Memorial Day is supposed to be sacred. In our family, it is. I have spent years trying to teach my children what this day means and why it matters. Some days I think I’ve succeeded. Other days I suspect they’re simply humoring me as I climb onto one of my patriotic soapboxes.  But whether they fully appreciate it or not, I believe understanding Memorial Day is essential to understanding America itself.

Over the years, I’ve watched an anti-American sentiment creep insidiously through our culture. It rarely arrives waving a foreign flag. Instead, it presents itself as enlightened, compassionate, or even patriotic. It claims to seek justice while dismissing the very principles that made America the freest and most prosperous nation in history.

What concerns me most is that many Americans now enjoy the blessings purchased by generations of sacrifice without understanding the cost.

The men who fought at Gettysburg, stormed Normandy, climbed the slopes of Iwo Jima, froze in Korea, and served in Vietnam, Iraq, and Afghanistan were not perfect. But they shared a belief that America was worth defending. They understood that freedom required sacrifice and that the Constitution was worth preserving.

Today, many citizens know little of that history. Civics education has largely disappeared. The Constitution is discussed less as the foundation of our Republic and more as an inconvenience standing in the way of political goals. Too many Americans can recite partisan slogans but cannot explain the separation of powers, federalism, or why the Founders intentionally limited government authority.

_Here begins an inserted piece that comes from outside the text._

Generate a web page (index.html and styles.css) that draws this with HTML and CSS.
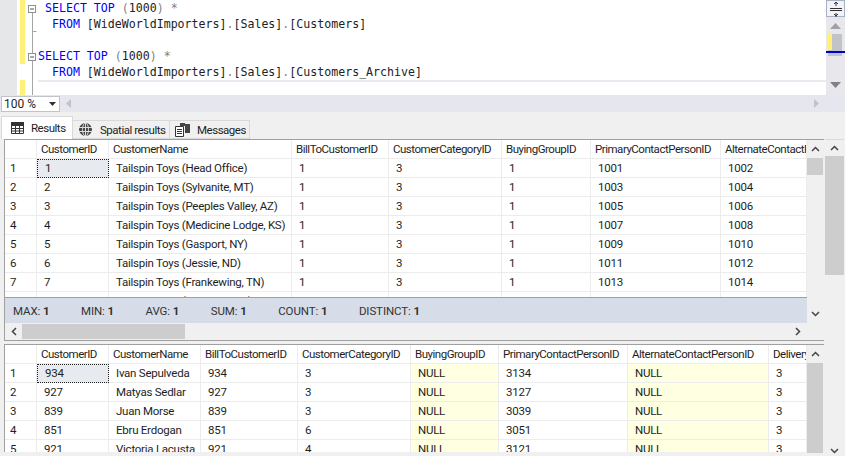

Even among our elected officials, there are times when it seems constitutional principles are viewed as obstacles rather than safeguards. The Republic survives only when its citizens and leaders understand both the freedoms and the limits established by our founding documents.

My greatest fear is not an invasion from abroad. America has faced foreign enemies before. My concern is the enemy within: an ideology that rejects the principles on which the nation was built while claiming the moral authority to replace them. Whether it calls itself socialism, Marxism, collectivism, or something else entirely, the common thread is the belief that individual liberty and constitutional limits should give way to centralized power.

History has shown repeatedly where those ideas lead.

Memorial Day should remind us that the United States was not handed to us. It was purchased with blood. Every white cross in a military cemetery represents a story unfinished, a family forever changed, and a sacrifice made on behalf of people the fallen would never meet.

Those Americans did not die for a political party. They died for a nation. They died for the Constitution. They died for the belief that future generations would inherit a country that remained free.

The best way to honor them is not simply to remember their sacrifice, but to defend the principles for which they sacrificed. If we lose those principles, if we forget our history, and if we stop teaching our children why America is worth preserving, then we risk losing the Republic from within.

Memorial Day is more than remembrance.

It is a warning.

And it is a call to remember who we are.